Granular method: this method is more precise than the basic method and is based on calculating the CLV at the individual level, taking into account variables such as the customer’s repeat rate, the average order value and the customer’s customer lifetime.

Traditional method: This method multiplies the average revenue generated by the customer and multiplies it by the retention ratio and leakage. It is the most popular method and takes into account customer loyalty.

Taking the average customer lifetime value (3 months) the results were as follows:

  • Basic CLV = 1960
  • Granular CLV = 1960
  • Traditional CLV = 239

The analysis showed that the value of the traditional CLV is significantly lower than that of the basic and granular CLV. This could be due to the presence of outliers that distort the average customer lifetime. In addition, the traditional method takes into account a greater number of factors, which makes it more accurate, but also more susceptible to variations in customer lifetime.


In this post, we have explored cohort analysis and how it is used to obtain detailed information on customer lifetime value. We have seen how this tool can be of great use when making strategic decisions about how to allocate resources and direct marketing efforts.

In particular, cohort analysis allows us to see how CLV varies between different customer groups, which helps us to better understand the needs and preferences of each group.

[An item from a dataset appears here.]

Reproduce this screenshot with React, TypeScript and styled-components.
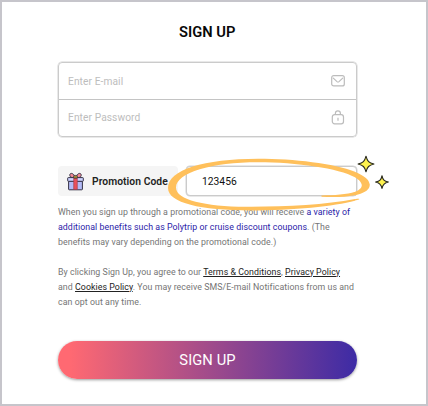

Importantly, cohort analysis is not limited to a particular industry or type of company, and can be adapted to use different metrics depending on the needs of the business. However, it is important to keep in mind that in order to obtain accurate conclusions it is essential to have a deep understanding of the business and to have a wide variety of information.

In summary, cohort analysis is a valuable tool to better understand customer behavior and help make strategic decisions regarding marketing, advertising and pricing, among others.